As a result, my natural pack-rat sensibilities have been quashed by my hatred of moving "stuff". Every time I know I am going to move (which, let's face it, is like every year), I go through a frenzy of throwing things away. Just...getting...rid...of...stuff. It hurts so good.
I am currently listening to loud rock music and going through my clothes and getting rid of stuff I don't think I ever want to wear again and putting them in a Goodwill pile. Unfortunately, since I do this practically annually, I have not come up with a lot of stuff. However, I have ditched 3 pairs of daisy dukes I have not worn since early grad school. Husband was a little disappointed, but agreed that someone my age should NEVER wear those shorts. Ever. Ever. I can't believe I even have them.
So there - more grown-up-ifying of my wardrobe. I am also going through my purse collection. I used to have a big thing for purses and handbags. But that seems to have faded and I see no reason to drag a purse I won't ever use again that was in style 5 years ago from domicile to domicile.
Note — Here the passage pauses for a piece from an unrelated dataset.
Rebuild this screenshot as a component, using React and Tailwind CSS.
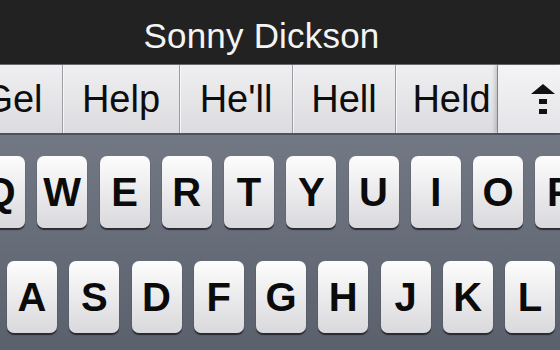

Especially since I have seen the light and don't even use purses at all anymore - I am now a wristlet girl. No more purses sliding off my slippery REI jacket!!
Any time I think about "stuff", I also think about how freaking lucky I am. Here in the US, we just have so much STUFF, most of it superfluous but much if it quasi-necessary to keep up with the pace of life we have here. I don't think I am particularly wasteful (I use cameras until they are no good - years, and same with my phones. I think it's insane to buy new ones every year or season or whatever - and I wonder what people who do so do with their old ones. I hope they dispose responsibly or donate or SOMETHING instead of tossing them in the garbage). However, I realize that I have more stuff than entire villages of people in Third World countries. And it makes me feel a both guilty and fortunate at the same time.
I just want FSM to know that I am very grateful for the life that I lead. But a little bit mad that life needs me to move. Again. Not only out to my internship for the summer, but out of our little apartment too. Sigh. And I don't know where I'm going to live come Sept. Awesome.